Exercise goal
Transcribe all of the material exactly. Any picture in it should be left out.
----------
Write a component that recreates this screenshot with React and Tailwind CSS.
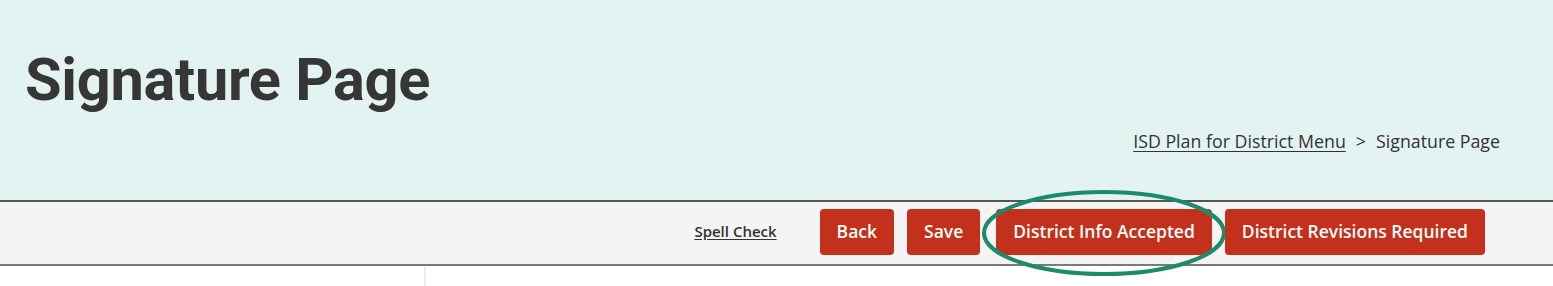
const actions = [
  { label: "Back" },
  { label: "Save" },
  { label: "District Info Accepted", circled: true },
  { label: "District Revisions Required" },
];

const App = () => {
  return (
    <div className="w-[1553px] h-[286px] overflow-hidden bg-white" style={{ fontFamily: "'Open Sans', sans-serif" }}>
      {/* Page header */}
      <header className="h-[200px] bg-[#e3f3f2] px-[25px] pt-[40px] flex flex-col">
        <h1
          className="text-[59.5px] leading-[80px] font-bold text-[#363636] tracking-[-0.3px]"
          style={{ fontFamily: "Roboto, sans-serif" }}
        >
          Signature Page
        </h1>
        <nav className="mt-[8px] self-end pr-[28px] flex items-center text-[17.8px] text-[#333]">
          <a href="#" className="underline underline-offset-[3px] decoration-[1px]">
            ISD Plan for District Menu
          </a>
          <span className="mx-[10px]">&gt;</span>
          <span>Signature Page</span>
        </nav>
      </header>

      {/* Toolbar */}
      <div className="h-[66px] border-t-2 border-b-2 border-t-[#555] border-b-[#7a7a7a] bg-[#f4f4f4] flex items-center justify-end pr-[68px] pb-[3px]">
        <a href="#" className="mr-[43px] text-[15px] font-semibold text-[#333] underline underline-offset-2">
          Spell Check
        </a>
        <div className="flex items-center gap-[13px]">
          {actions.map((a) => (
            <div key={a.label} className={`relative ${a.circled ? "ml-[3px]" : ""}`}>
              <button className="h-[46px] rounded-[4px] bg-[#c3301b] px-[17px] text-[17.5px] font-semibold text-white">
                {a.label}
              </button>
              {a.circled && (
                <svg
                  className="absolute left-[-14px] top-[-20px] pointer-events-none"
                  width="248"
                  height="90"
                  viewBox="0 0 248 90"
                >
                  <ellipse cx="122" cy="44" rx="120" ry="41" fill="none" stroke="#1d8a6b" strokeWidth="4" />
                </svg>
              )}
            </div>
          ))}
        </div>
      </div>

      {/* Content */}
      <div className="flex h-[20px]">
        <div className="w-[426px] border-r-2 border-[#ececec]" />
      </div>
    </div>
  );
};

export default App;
----------
Reply to the exercise
Write a component that recreates this screenshot with React and Tailwind CSS.
const actions = [
  { label: "Back" },
  { label: "Save" },
  { label: "District Info Accepted", circled: true },
  { label: "District Revisions Required" },
];

const App = () => {
  return (
    <div className="w-[1553px] h-[286px] overflow-hidden bg-white" style={{ fontFamily: "'Open Sans', sans-serif" }}>
      {/* Page header */}
      <header className="h-[200px] bg-[#e3f3f2] px-[25px] pt-[40px] flex flex-col">
        <h1
          className="text-[59.5px] leading-[80px] font-bold text-[#363636] tracking-[-0.3px]"
          style={{ fontFamily: "Roboto, sans-serif" }}
        >
          Signature Page
        </h1>
        <nav className="mt-[8px] self-end pr-[28px] flex items-center text-[17.8px] text-[#333]">
          <a href="#" className="underline underline-offset-[3px] decoration-[1px]">
            ISD Plan for District Menu
          </a>
          <span className="mx-[10px]">&gt;</span>
          <span>Signature Page</span>
        </nav>
      </header>

      {/* Toolbar */}
      <div className="h-[66px] border-t-2 border-b-2 border-t-[#555] border-b-[#7a7a7a] bg-[#f4f4f4] flex items-center justify-end pr-[68px] pb-[3px]">
        <a href="#" className="mr-[43px] text-[15px] font-semibold text-[#333] underline underline-offset-2">
          Spell Check
        </a>
        <div className="flex items-center gap-[13px]">
          {actions.map((a) => (
            <div key={a.label} className={`relative ${a.circled ? "ml-[3px]" : ""}`}>
              <button className="h-[46px] rounded-[4px] bg-[#c3301b] px-[17px] text-[17.5px] font-semibold text-white">
                {a.label}
              </button>
              {a.circled && (
                <svg
                  className="absolute left-[-14px] top-[-20px] pointer-events-none"
                  width="248"
                  height="90"
                  viewBox="0 0 248 90"
                >
                  <ellipse cx="122" cy="44" rx="120" ry="41" fill="none" stroke="#1d8a6b" strokeWidth="4" />
                </svg>
              )}
            </div>
          ))}
        </div>
      </div>

      {/* Content */}
      <div className="flex h-[20px]">
        <div className="w-[426px] border-r-2 border-[#ececec]" />
      </div>
    </div>
  );
};

export default App;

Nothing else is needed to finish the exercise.